Set down all of the data that follows word for word, without the images.

** Begin MATERIAL **

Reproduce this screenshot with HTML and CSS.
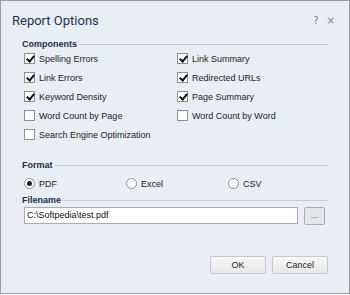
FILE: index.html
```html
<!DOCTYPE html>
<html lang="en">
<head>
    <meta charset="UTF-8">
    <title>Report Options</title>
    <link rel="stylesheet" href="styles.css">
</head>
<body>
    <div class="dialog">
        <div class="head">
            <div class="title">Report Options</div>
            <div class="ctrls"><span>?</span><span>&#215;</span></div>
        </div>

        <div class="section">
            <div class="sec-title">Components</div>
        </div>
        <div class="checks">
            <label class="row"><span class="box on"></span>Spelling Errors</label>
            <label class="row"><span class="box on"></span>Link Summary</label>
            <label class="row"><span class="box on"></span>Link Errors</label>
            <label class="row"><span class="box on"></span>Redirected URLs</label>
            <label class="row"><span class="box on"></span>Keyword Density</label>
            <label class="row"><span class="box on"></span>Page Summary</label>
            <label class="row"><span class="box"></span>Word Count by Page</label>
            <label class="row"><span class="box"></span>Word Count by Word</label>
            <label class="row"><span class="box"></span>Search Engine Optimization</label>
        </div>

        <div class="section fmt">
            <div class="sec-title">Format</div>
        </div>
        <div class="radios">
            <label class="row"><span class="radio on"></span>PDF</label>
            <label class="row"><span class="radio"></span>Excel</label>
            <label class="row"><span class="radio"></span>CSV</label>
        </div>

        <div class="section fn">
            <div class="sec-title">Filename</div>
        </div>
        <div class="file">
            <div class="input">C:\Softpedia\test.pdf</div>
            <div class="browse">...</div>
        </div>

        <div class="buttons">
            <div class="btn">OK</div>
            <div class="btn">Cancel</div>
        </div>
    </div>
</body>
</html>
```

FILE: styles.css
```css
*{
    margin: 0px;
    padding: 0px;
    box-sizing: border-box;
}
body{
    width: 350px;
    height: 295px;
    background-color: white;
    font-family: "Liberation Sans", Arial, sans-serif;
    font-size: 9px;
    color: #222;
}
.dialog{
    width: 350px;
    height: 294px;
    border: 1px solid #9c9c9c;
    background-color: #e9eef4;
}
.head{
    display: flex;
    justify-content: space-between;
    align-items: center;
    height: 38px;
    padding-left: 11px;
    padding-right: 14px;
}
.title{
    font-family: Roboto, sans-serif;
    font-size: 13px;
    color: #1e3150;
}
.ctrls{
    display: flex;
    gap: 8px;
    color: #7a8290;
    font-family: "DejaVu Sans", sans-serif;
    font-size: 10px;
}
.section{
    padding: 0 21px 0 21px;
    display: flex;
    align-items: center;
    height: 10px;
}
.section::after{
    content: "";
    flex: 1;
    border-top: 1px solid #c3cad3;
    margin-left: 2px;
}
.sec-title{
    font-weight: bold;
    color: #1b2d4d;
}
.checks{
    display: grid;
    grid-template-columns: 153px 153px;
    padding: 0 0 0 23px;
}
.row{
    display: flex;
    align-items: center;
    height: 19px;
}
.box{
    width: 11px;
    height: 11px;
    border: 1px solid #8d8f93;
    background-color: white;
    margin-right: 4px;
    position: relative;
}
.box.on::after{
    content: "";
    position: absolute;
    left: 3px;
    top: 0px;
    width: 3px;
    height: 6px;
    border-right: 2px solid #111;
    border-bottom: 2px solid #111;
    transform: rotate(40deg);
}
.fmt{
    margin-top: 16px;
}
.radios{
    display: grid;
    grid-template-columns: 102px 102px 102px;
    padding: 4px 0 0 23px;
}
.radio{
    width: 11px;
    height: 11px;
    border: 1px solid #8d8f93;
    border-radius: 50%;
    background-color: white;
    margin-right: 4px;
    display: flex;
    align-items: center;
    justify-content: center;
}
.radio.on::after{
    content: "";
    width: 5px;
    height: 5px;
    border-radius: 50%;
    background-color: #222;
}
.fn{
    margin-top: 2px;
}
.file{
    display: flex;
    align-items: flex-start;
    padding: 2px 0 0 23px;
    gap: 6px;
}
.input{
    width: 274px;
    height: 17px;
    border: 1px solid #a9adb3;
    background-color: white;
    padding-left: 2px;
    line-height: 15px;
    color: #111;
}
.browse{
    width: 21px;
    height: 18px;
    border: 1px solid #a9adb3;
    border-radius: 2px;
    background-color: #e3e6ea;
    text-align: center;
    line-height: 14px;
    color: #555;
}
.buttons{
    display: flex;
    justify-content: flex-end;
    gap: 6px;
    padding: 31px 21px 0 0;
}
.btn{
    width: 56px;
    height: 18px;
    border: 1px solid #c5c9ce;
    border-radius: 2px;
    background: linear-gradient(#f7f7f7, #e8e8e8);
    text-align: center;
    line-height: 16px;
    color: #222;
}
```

** End MATERIAL **

- [TASK SOLUTION]
Reproduce this screenshot with HTML and CSS.
FILE: index.html
```html
<!DOCTYPE html>
<html lang="en">
<head>
    <meta charset="UTF-8">
    <title>Report Options</title>
    <link rel="stylesheet" href="styles.css">
</head>
<body>
    <div class="dialog">
        <div class="head">
            <div class="title">Report Options</div>
            <div class="ctrls"><span>?</span><span>&#215;</span></div>
        </div>

        <div class="section">
            <div class="sec-title">Components</div>
        </div>
        <div class="checks">
            <label class="row"><span class="box on"></span>Spelling Errors</label>
            <label class="row"><span class="box on"></span>Link Summary</label>
            <label class="row"><span class="box on"></span>Link Errors</label>
            <label class="row"><span class="box on"></span>Redirected URLs</label>
            <label class="row"><span class="box on"></span>Keyword Density</label>
            <label class="row"><span class="box on"></span>Page Summary</label>
            <label class="row"><span class="box"></span>Word Count by Page</label>
            <label class="row"><span class="box"></span>Word Count by Word</label>
            <label class="row"><span class="box"></span>Search Engine Optimization</label>
        </div>

        <div class="section fmt">
            <div class="sec-title">Format</div>
        </div>
        <div class="radios">
            <label class="row"><span class="radio on"></span>PDF</label>
            <label class="row"><span class="radio"></span>Excel</label>
            <label class="row"><span class="radio"></span>CSV</label>
        </div>

        <div class="section fn">
            <div class="sec-title">Filename</div>
        </div>
        <div class="file">
            <div class="input">C:\Softpedia\test.pdf</div>
            <div class="browse">...</div>
        </div>

        <div class="buttons">
            <div class="btn">OK</div>
            <div class="btn">Cancel</div>
        </div>
    </div>
</body>
</html>
```

FILE: styles.css
```css
*{
    margin: 0px;
    padding: 0px;
    box-sizing: border-box;
}
body{
    width: 350px;
    height: 295px;
    background-color: white;
    font-family: "Liberation Sans", Arial, sans-serif;
    font-size: 9px;
    color: #222;
}
.dialog{
    width: 350px;
    height: 294px;
    border: 1px solid #9c9c9c;
    background-color: #e9eef4;
}
.head{
    display: flex;
    justify-content: space-between;
    align-items: center;
    height: 38px;
    padding-left: 11px;
    padding-right: 14px;
}
.title{
    font-family: Roboto, sans-serif;
    font-size: 13px;
    color: #1e3150;
}
.ctrls{
    display: flex;
    gap: 8px;
    color: #7a8290;
    font-family: "DejaVu Sans", sans-serif;
    font-size: 10px;
}
.section{
    padding: 0 21px 0 21px;
    display: flex;
    align-items: center;
    height: 10px;
}
.section::after{
    content: "";
    flex: 1;
    border-top: 1px solid #c3cad3;
    margin-left: 2px;
}
.sec-title{
    font-weight: bold;
    color: #1b2d4d;
}
.checks{
    display: grid;
    grid-template-columns: 153px 153px;
    padding: 0 0 0 23px;
}
.row{
    display: flex;
    align-items: center;
    height: 19px;
}
.box{
    width: 11px;
    height: 11px;
    border: 1px solid #8d8f93;
    background-color: white;
    margin-right: 4px;
    position: relative;
}
.box.on::after{
    content: "";
    position: absolute;
    left: 3px;
    top: 0px;
    width: 3px;
    height: 6px;
    border-right: 2px solid #111;
    border-bottom: 2px solid #111;
    transform: rotate(40deg);
}
.fmt{
    margin-top: 16px;
}
.radios{
    display: grid;
    grid-template-columns: 102px 102px 102px;
    padding: 4px 0 0 23px;
}
.radio{
    width: 11px;
    height: 11px;
    border: 1px solid #8d8f93;
    border-radius: 50%;
    background-color: white;
    margin-right: 4px;
    display: flex;
    align-items: center;
    justify-content: center;
}
.radio.on::after{
    content: "";
    width: 5px;
    height: 5px;
    border-radius: 50%;
    background-color: #222;
}
.fn{
    margin-top: 2px;
}
.file{
    display: flex;
    align-items: flex-start;
    padding: 2px 0 0 23px;
    gap: 6px;
}
.input{
    width: 274px;
    height: 17px;
    border: 1px solid #a9adb3;
    background-color: white;
    padding-left: 2px;
    line-height: 15px;
    color: #111;
}
.browse{
    width: 21px;
    height: 18px;
    border: 1px solid #a9adb3;
    border-radius: 2px;
    background-color: #e3e6ea;
    text-align: center;
    line-height: 14px;
    color: #555;
}
.buttons{
    display: flex;
    justify-content: flex-end;
    gap: 6px;
    padding: 31px 21px 0 0;
}
.btn{
    width: 56px;
    height: 18px;
    border: 1px solid #c5c9ce;
    border-radius: 2px;
    background: linear-gradient(#f7f7f7, #e8e8e8);
    text-align: center;
    line-height: 16px;
    color: #222;
}
```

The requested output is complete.